Written task ▸ Each line that includes the word "index" counts once; give the total and nothing more.

Available data ▸
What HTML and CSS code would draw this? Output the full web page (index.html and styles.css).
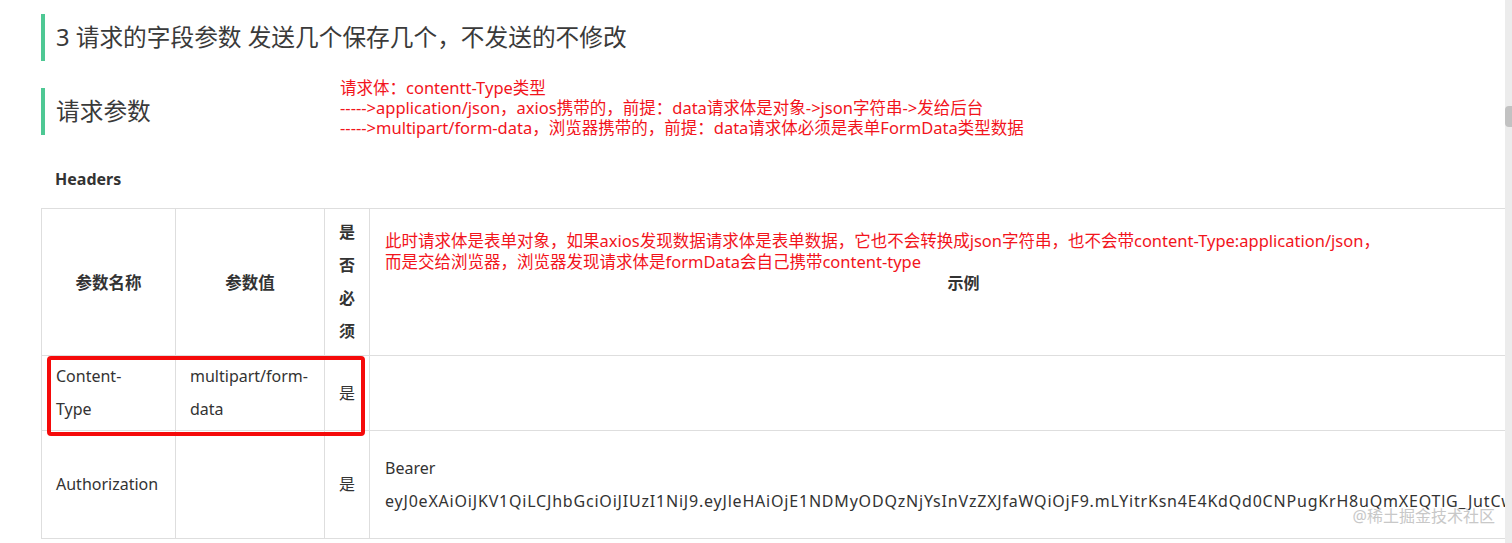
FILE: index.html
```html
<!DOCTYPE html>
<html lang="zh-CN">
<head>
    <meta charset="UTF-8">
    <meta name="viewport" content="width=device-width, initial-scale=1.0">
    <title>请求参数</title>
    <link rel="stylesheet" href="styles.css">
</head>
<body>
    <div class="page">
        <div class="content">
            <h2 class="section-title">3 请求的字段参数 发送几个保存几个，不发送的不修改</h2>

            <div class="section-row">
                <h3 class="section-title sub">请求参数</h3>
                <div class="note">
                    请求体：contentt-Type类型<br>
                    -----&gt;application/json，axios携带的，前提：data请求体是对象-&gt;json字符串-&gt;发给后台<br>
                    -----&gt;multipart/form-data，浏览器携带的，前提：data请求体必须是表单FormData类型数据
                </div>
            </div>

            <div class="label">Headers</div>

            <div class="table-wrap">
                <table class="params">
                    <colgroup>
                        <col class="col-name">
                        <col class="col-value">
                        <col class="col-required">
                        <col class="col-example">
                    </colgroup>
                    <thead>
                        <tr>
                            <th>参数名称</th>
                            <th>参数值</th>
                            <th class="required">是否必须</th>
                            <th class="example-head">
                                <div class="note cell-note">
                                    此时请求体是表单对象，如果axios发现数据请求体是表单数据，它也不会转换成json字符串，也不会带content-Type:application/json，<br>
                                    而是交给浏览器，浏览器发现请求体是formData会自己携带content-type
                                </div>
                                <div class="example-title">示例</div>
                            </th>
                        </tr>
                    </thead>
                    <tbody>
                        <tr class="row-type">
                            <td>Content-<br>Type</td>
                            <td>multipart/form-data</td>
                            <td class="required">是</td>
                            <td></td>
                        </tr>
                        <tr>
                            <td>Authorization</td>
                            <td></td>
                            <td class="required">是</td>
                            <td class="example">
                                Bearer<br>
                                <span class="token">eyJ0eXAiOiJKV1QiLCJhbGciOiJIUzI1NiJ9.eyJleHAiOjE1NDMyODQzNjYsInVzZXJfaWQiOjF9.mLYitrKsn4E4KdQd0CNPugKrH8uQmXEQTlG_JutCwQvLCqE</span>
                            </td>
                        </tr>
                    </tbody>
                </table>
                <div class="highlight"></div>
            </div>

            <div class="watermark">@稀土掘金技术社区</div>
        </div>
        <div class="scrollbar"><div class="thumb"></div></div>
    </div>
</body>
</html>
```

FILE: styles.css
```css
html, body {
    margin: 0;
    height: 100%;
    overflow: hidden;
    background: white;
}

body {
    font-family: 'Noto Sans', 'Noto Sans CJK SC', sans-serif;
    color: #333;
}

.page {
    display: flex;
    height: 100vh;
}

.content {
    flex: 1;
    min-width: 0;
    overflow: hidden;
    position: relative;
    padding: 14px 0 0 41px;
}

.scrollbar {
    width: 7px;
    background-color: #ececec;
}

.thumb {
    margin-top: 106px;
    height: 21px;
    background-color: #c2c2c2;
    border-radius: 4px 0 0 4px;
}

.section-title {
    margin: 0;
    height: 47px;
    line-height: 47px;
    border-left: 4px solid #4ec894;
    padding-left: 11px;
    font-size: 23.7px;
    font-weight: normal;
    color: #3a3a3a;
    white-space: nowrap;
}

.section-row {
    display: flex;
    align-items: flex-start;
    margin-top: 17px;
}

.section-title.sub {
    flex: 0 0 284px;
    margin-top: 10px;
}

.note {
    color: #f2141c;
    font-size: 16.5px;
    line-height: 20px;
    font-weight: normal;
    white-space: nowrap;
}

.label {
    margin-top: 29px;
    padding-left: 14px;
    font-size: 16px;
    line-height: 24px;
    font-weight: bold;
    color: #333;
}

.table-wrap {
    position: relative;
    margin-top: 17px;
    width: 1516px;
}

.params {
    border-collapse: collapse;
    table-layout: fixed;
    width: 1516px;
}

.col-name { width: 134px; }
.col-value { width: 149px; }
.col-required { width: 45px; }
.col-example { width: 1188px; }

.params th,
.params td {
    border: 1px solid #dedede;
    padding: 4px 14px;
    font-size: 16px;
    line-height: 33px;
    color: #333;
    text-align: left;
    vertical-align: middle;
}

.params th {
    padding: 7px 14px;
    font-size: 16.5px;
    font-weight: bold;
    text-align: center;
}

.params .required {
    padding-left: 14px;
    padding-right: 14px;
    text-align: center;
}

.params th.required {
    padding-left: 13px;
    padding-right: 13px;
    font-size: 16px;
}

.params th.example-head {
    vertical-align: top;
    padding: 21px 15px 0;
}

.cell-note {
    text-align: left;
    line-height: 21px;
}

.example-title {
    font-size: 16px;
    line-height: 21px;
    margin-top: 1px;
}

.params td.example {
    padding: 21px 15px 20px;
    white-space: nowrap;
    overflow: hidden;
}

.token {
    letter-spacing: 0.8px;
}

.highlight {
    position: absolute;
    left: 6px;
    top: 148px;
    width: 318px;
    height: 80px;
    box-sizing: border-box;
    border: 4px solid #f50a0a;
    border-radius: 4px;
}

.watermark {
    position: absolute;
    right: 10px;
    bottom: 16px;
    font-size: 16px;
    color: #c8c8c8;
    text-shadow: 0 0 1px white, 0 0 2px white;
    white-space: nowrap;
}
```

Result below ▸ 2